The Campaign to End Wildlife Trade, which says selling wild animals and their body parts risks more outbreaks of deadly viruses, wants the UK to lead a worldwide drive to halt the trade.
G20 leaders are due to meet in November, but current and former world leaders, including Gordon Brown, Tony Blair and Sir John Major, are calling for an urgent coronavirus meeting to be convened.
Scientists suspect the wildlife market in Wuhan, China, was a breeding ground for Covid-19, and the World Health Organisation has confirmed it played a role, either as the source or possibly as an “amplifying setting”.
A coalition that comprises 18 leading animal-protection and wildlife conservation groups is also lobbying for a new law to ban the import and export of wild animals and wild animal products in the UK.

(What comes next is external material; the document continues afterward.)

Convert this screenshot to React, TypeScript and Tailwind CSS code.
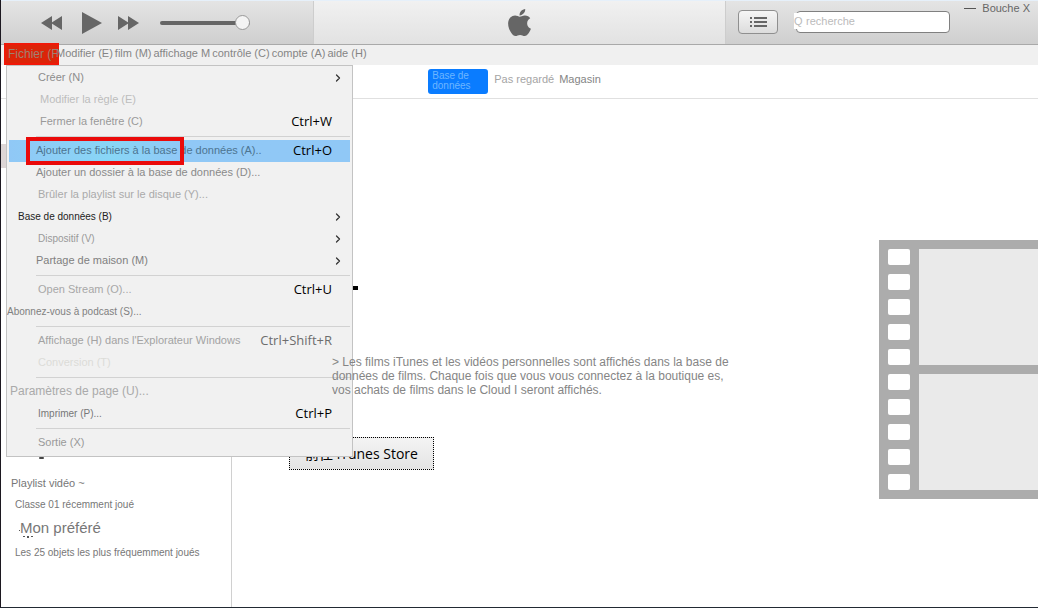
import { ChevronRight } from "lucide-react";
import { FaApple } from "react-icons/fa";
import clsx from "clsx";

type Entry = {
  label: string;
  keys?: string;
  sub?: boolean;
  active?: boolean;
  className: string;
};

const groups: Entry[][] = [
  [
    { label: "Créer (N)", sub: true, className: "pl-[31px] text-[11px] text-[#8c8c8c]" },
    { label: "Modifier la règle (E)", className: "pl-[33px] text-[11px] text-[#bdbdbd]" },
    { label: "Fermer la fenêtre (C)", keys: "Ctrl+W", className: "pl-[33px] text-[11px] text-[#999]" },
  ],
  [
    {
      label: "Ajouter des fichiers à la base de données (A)..",
      keys: "Ctrl+O",
      active: true,
      className: "pl-[29px] text-[11px] text-[#4d7490]",
    },
    { label: "Ajouter un dossier à la base de données (D)...", className: "pl-[29px] text-[11px] text-[#8a8a8a]" },
    { label: "Brûler la playlist sur le disque (Y)...", className: "pl-[31px] text-[11px] text-[#aaa]" },
    { label: "Base de données (B)", sub: true, className: "pl-[11px] text-[10px] text-[#222]" },
    { label: "Dispositif (V)", sub: true, className: "pl-[31px] text-[10px] text-[#999]" },
    { label: "Partage de maison (M)", sub: true, className: "pl-[29px] text-[11px] text-[#808080]" },
  ],
  [
    { label: "Open Stream (O)...", keys: "Ctrl+U", className: "pl-[31px] text-[11px] text-[#a8a8a8]" },
    { label: "Abonnez-vous à podcast (S)...", className: "text-[10px] text-[#808080]" },
  ],
  [
    {
      label: "Affichage (H) dans l'Explorateur Windows",
      keys: "Ctrl+Shift+R",
      className: "pl-[31px] text-[11px] text-[#a3a3a3]",
    },
    { label: "Conversion (T)", className: "pl-[31px] text-[11px] text-[#dcdcd8]" },
  ],
  [
    { label: "Paramètres de page (U)...", className: "pl-[3px] text-[12px] text-[#aaa]" },
    { label: "Imprimer (P)...", keys: "Ctrl+P", className: "pl-[31px] text-[10px] text-[#777]" },
  ],
  [{ label: "Sortie (X)", className: "pl-[31px] text-[11px] text-[#999]" }],
];

const menus = ["Modifier (E)", "film (M)", "affichage M", "contrôle (C)", "compte (A)", "aide (H)"];

const MenuRow = ({ item }: { item: Entry }) => (
  <li
    className={clsx(
      "relative mx-[2px] h-[22px]",
      item.active && "bg-linear-to-r from-[#90c8f6] via-[#88d6f6] via-30% to-[#90c8f6] to-50%"
    )}
  >
    <button
      className={clsx(
        "-mx-[2px] flex h-full w-[calc(100%+4px)] items-center justify-between whitespace-nowrap pr-5 text-left",
        item.className
      )}
    >
      <span className="pb-[2px]">{item.label}</span>
      {item.keys && (
        <kbd
          className={clsx(
            "font-['Open_Sans',sans-serif] text-[13px]",
            item.keys === "Ctrl+Shift+R" ? "text-[#6d6d6d]" : "text-black"
          )}
        >
          {item.keys}
        </kbd>
      )}
      {item.sub && <ChevronRight className="-mr-3 h-3 w-3 text-[#333]" strokeWidth={2.5} />}
    </button>
    {item.active && (
      <span className="pointer-events-none absolute -top-[3px] left-[17px] h-[28px] w-[158px] border-4 border-[#ea0a0a]" />
    )}
  </li>
);

const FileMenu = () => (
  <div className="absolute top-full left-[5px] z-10 w-[347px] border border-[#c3c3c3] bg-[#f1f1f1] pt-px pb-[2px]">
    {groups.map((group, i) => (
      <ul key={i}>
        {i > 0 && (
          <li className="flex h-[7px] items-center pr-[2px] pl-[29px]">
            <hr className="w-full border-[#d2d2d2]" />
          </li>
        )}
        {group.map((item) => (
          <MenuRow key={item.label} item={item} />
        ))}
      </ul>
    ))}
  </div>
);

const Header = () => (
  <header className="flex h-[45px] border-t border-b border-t-[#e6f0fa] border-b-[#a9a9a9] text-[#666]">
    <div className="flex w-[313px] items-center border-r border-[#cdcdcd] bg-linear-to-b from-[#e4e4e4] to-[#cfcfcf] pl-10">
      <button aria-label="Précédent">
        <svg width="21" height="14" viewBox="0 0 21 14" fill="currentColor">
          <path d="M0 7 11 0v14zM10 7l11-7v14z" />
        </svg>
      </button>
      <button aria-label="Lecture" className="ml-5">
        <svg width="20" height="22" viewBox="0 0 20 22" fill="currentColor">
          <path d="M0 0 20 11 0 22z" />
        </svg>
      </button>
      <button aria-label="Suivant" className="ml-4">
        <svg width="21" height="14" viewBox="0 0 21 14" fill="currentColor">
          <path d="M0 0 11 7 0 14zM10 0l11 7-11 7z" />
        </svg>
      </button>
      <input
        type="range"
        aria-label="Volume"
        defaultValue={100}
        className="ml-[21px] h-1 w-[90px] appearance-none rounded-full bg-[#666] [&::-webkit-slider-thumb]:h-[15px] [&::-webkit-slider-thumb]:w-[15px] [&::-webkit-slider-thumb]:appearance-none [&::-webkit-slider-thumb]:rounded-full [&::-webkit-slider-thumb]:border [&::-webkit-slider-thumb]:border-[#999] [&::-webkit-slider-thumb]:bg-[#f4f4f4]"
      />
    </div>
    <div className="flex flex-1 items-center justify-center bg-linear-to-b from-[#f1f1f1] to-[#e2e2e2]">
      <FaApple className="h-[31px] w-[31px]" />
    </div>
    <div className="flex w-[313px] items-center border-l border-[#cdcdcd] bg-linear-to-b from-[#e4e4e4] to-[#cfcfcf] pl-3">
      <button
        aria-label="Liste"
        className="mb-[2px] flex h-6 w-10 items-center justify-center rounded-sm border border-[#8f8f8f] bg-linear-to-b from-[#f6f6f6] to-[#dcdcdc]"
      >
        <svg width="17" height="10" viewBox="0 0 17 10" fill="currentColor">
          <path d="M0 0h2v2H0zM4 0h13v2H4zM0 4h2v2H0zM4 4h13v2H4zM0 8h2v2H0zM4 8h13v2H4z" />
        </svg>
      </button>
      <div className="relative mb-[2px] ml-[18px] text-[11px]">
        <label htmlFor="search" className="absolute top-[2px] -left-[2px] bg-white leading-4 text-[#bbb]">
          Q
        </label>
        <input
          id="search"
          placeholder="recherche"
          className="h-[22px] w-[154px] rounded-sm border border-[#808080] bg-white pb-[2px] pl-[9px] outline-none placeholder:text-[#bbb]"
        />
      </div>
      <div className="ml-auto flex items-center gap-[6px] self-start pr-2 text-[11px] leading-[14px]">
        <button aria-label="Réduire" className="h-px w-3 bg-[#555]" />
        <button className="whitespace-nowrap">Bouche X</button>
      </div>
    </div>
  </header>
);

const FilmStrip = () => (
  <div className="mt-[141px] flex h-[259px] w-[159px] shrink-0 gap-[9px] bg-[#acacac] py-[9px] pl-[9px]">
    <div className="flex flex-col justify-between">
      {Array.from({ length: 10 }, (_, i) => (
        <div key={i} className="h-4 w-[22px] rounded-xs bg-white" />
      ))}
    </div>
    <div className="flex flex-1 flex-col gap-[9px]">
      <div className="flex-1 bg-[#eaeaea]" />
      <div className="flex-1 bg-[#eaeaea]" />
    </div>
  </div>
);

const Sidebar = () => (
  <aside className="w-[231px] shrink-0 border-r border-[#d0d0d0] pt-[45px] text-[#777]">
    <div className="h-6 bg-[#ddd6d6]" />
    <div className="mt-[289px] ml-[38px] h-[2px] w-[5px] rounded-full bg-[#444]" />
    <h2 className="mt-4 pl-[10px] text-[11px] leading-4">Playlist vidéo ~</h2>
    <ul className="pl-[14px]">
      <li className="mt-[6px] text-[10px] leading-4">
        <a href="#recent">Classe 01 récemment joué</a>
      </li>
      <li className="mt-[5px] text-[15px] leading-5">
        <a href="#favoris" className="relative pl-[5px]">
          Mon préféré
          <svg className="absolute bottom-0 left-1 -mb-[2px]" width="14" height="9" viewBox="0 0 14 9" fill="#555">
            <path d="M0 1h1v1H0zM4 7h2v1H4zM8 7h2v2H8zM12 7h2v1h-2z" />
          </svg>
        </a>
      </li>
      <li className="mt-[7px] text-[10px] leading-4">
        <a href="#top25">Les 25 objets les plus fréquemment joués</a>
      </li>
    </ul>
  </aside>
);

export default function App() {
  return (
    <div className="flex min-h-screen flex-col border-b border-l border-b-[#222a33] border-l-[#1c1820] bg-white font-['Liberation_Sans',Arial,sans-serif]">
      <Header />
      <nav className="relative flex h-5 items-center bg-[#f0f0f0] text-[11px] text-[#858585]">
        <button className="-mt-[2px] ml-[3px] h-[22px] w-[55px] overflow-hidden border-2 border-[#f01808] bg-[#dc2408] pl-[2px] text-left text-[12px] leading-[18px] whitespace-nowrap text-[#a08070]">
          Fichier (F
        </button>
        <div className="z-10 -ml-[3px] flex gap-[2px] pb-[3px] whitespace-nowrap">
          {menus.map((menu) => (
            <button key={menu}>{menu}</button>
          ))}
        </div>
        <FileMenu />
      </nav>
      <div className="flex h-[34px] items-center justify-center border-b border-[#e0e0e0] pr-[10px] text-[11px] whitespace-nowrap">
        <button className="h-[25px] w-[60px] rounded-[3px] bg-[#0a7cff] pb-px pl-1 text-left text-[10px] leading-[10px] whitespace-normal text-[#6db6ff]">
          Base de données
        </button>
        <button className="ml-[6px] pb-[5px] text-[#a5a5a5]">Pas regardé</button>
        <button className="ml-[5px] pb-[5px] text-[#858585]">Magasin</button>
      </div>
      <div className="flex flex-1">
        <Sidebar />
        <main className="flex flex-1 justify-between">
          <div className="pt-[187px] pl-[57px]">
            <div className="h-1 w-[69px] bg-black" />
            <p className="relative z-20 mt-[65px] ml-[43px] max-w-[410px] text-[12px] leading-[14px] text-[#858585]">
              &gt; Les films iTunes et les vidéos personnelles sont affichés dans la base de données de films. Chaque
              fois que vous vous connectez à la boutique es, vos achats de films dans le Cloud I seront affichés.
            </p>
            <button className="mt-10 h-[33px] w-[145px] border border-dotted border-black bg-linear-to-b from-[#f4f4f4] to-[#e4e4e4] font-['Open_Sans','Noto_Sans_CJK_SC',sans-serif] text-[14px] whitespace-nowrap text-black">
              前往 iTunes Store
            </button>
          </div>
          <FilmStrip />
        </main>
      </div>
    </div>
  );
}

They say businesses are placing profit before the health and welfare of both people and animals.
The experts estimate trade in wildlife — for food, entertainment, traditional medicine or exotic pets — is worth up to US $23bn (£18.3) a year worldwide.
Born Free has estimated that nearly 5,000 wild animals, including tigers, are kept as exotic pets in the UK, and the RSPCA believes several thousand more primates can be added to that list. A survey last year found British homes also keep more than 800,000 reptiles.
The US has 17.6 million exotic pets, World Animal Protection (WAP) estimates.
The group says exploitation of wild animals puts health, economies and biodiversity at risk.
Whether animals are taken from their natural environments or commercially farmed, they are exposed to stress and cruelty, which creates a hotbed for disease. Stress lowers an animal’s immune system, which makes them more susceptible to illness, and mixing species that would not encounter each other in the wild allows viruses to jump from one to another more easily.
Sonul Badiani-Hamment, a spokesperson for the coalition, said: “Covid-19 is a wake-up call for the world — and the case for a global wildlife trade ban has never been more urgent.
“Sars, Ebola and now Covid-19 are all believed to have passed from wildlife to humans.
“Boris Johnson and the UK government must provide global leadership in this public health and wildlife crisis and call for a wildlife trade ban at the G20 meeting of global leaders in November to help prevent future pandemics.”
Research by the group suggests that 86 per cent of British people would back a ban, and a quarter (26 per cent) would feel safer if wildlife trade ended.
Public demand for “traditional” medicine, exotic pets, entertainment, fashion accessories and food drives the trade that causes the risk, particularly in live-animal markets, the group says.
Sales of “traditional” medicine has devastating consequences for many species, including the 5 million donkeys slaughtered every year for their skins, and bears farmed for their bile.
“The cruelty and poor conditions these bears suffer on farms leave them susceptible to diseases which can then be transferred to people in close proximity,” says WAP.
The Chinese government has recommended the use of a bear bile product to treat symptoms of Covid-19.
The country’s legal bear bile industry is worth more than $1bn (£795m) a year.
With an estimated 110 million people visiting “cruel” wildlife tourist attractions each year, the growth of global tourism has driven the trade in tens of thousands of wild animals including monkeys, tigers, lions and elephants, which are beaten, chained and abused for tourism. Their close proximity to humans increases the potential spread of zoonoses.
The Campaign to End Wildlife Trade is backed by groups including World Animal Protection, Compassion in World Farming, Four Paws UK and the Campaign to Ban Trophy Hunting.
The Independent has asked Downing Street to respond to the call.